Kacey Musgraves talks new paths, ‘cosmic country’
CEDAR RAPIDS, Iowa—Like athletes who wear the same undershirt or refuse to shave while on a hot streak, musicians also often embrace certain rituals—some pragmatic, some superstitious—in their efforts to deliver a peak performance.
Maverick country singer-songwriter Kacey Musgraves is no exception.
While touring through the Midwest on a bill she’s sharing with headliner Little Big Town and rising country group Midland, Musgraves has been checking in on FaceTime two to three times a week with her personal trainer back in Nashville for morning workout sessions.
During a dinner break ahead of her set in Cedar Rapids, Iowa, recently, she loaded up on grilled squash and green beans to assuage any pangs of guilt over the modest portions of Dr. Pepper barbecued ribs and smoked Gouda mac and cheese she said “I just have to sample.”
Bypassing the banana cream pie that beckoned from the catered dessert offerings that also included peach cobbler and fudge brownies, she whimpered only briefly.
Just before taking the stage a few minutes later, after emerging from her self-adminstered makeup and hair-quaffing session aboard her tour bus parked behind the US Cellular Center arena, Musgraves gathered members of her band for another nightly ritual: a shot of tequila—a premium Herradura Anejo she brought back from a recent video shoot in Mexico City—slugged from green cactus-shaped shot glasses.
There’s one place, however, where she adamantly refuses to engage in anything approaching ritualistic inclinations: her songwriting.
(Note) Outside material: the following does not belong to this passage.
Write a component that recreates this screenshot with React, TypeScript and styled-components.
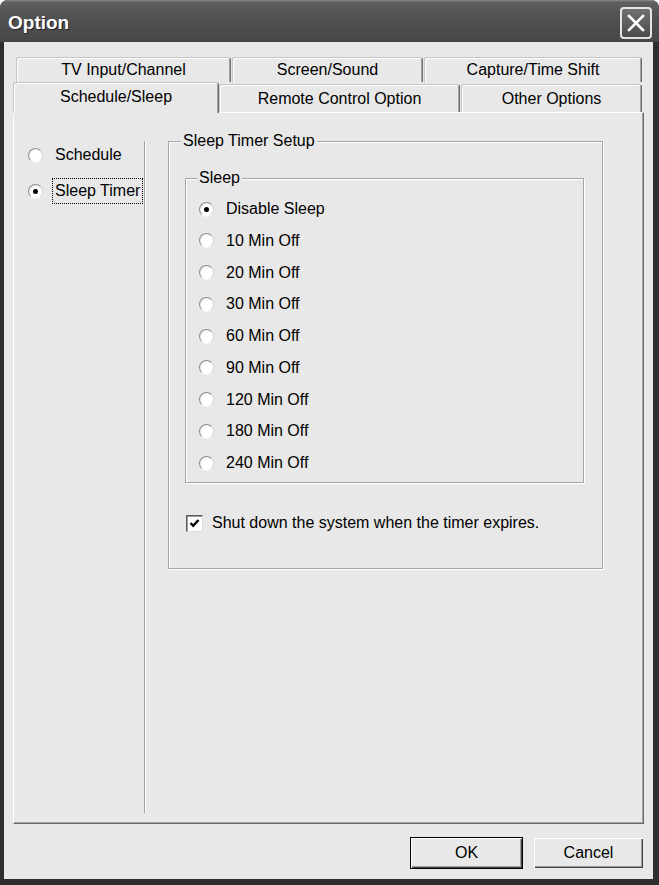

“Music isn’t supposed to be a formula—it’s supposed to make you feel something,” said Musgraves, 29, the woman behind such country radio playlist brightening hits as “Follow Your Arrow,” “Merry Go ‘Round” and “Mind Your Own Biscuits” as well as the co-writer of Miranda Lambert’s career-boosting single “Mama’s Broken Heart.”
She quickly staked her claim in the progressive wing of country and Americana music by singing about enjoying a toke now and then (“Blowin’ Smoke”), about smalltown hopes, dreams and struggles (“Merry Go ‘Round”) and about embracing diversity (“Follow Your Arrow”).
On “Golden Hour,” her third studio album (released Friday), Musgraves branches out further, into what she refers to as “cosmic country,” marrying elements of pulsing electronic dance music with traditional genre sounds and instruments while retaining the lyrical freshness that characterized her first two efforts.
Relaxing midafternoon in the comfortable surroundings of the customized tour bus she shares with several of her band members—a few hours before an intense snowstorm blanketed the region in white—Musgraves spoke in no uncertain terms about how she’s determined to follow her own arrow as a musician, whether her impulses immediately connect with fans and radio programmers or not.
“I never want to make the same record twice,” she said. For “Golden Hour,” that meant, in part, turning to new producers. Although Luke Laird and Shane McAnally, who Musgraves collaborated with on her first two albums, contribute to the current work, she primarily focused on working with Ian Fitchuk and Daniel Tashian.
“I like that they are very far removed from the typical Music Row, Nashville music mind-set,” she said. “I really liked that.
“But I think we all collectively knew it was time to change it up and try out new paths,” she said.
“I feel like it can be easy go get into hindsight and think, ‘Well, people liked the last album, so let’s keep doing that.’ To me, that’s dangerous.”
The yearning to mix things up is apparent in spades on “Golden Hour.”
In many ways, it diverges from and expands on the many attributes of her 2013 debut, “Same Trailer, Different Park,” which has logged total equivalent sales of more than 950,000 copies since it was released and earned her Grammy Awards for country album and country song (“Merry Go ‘Round”).
Its 2015 successor, “Pageant Material,” which has topped 300,000 equivalent sales, according to Nielsen Music, and collected her another country album Grammy nomination.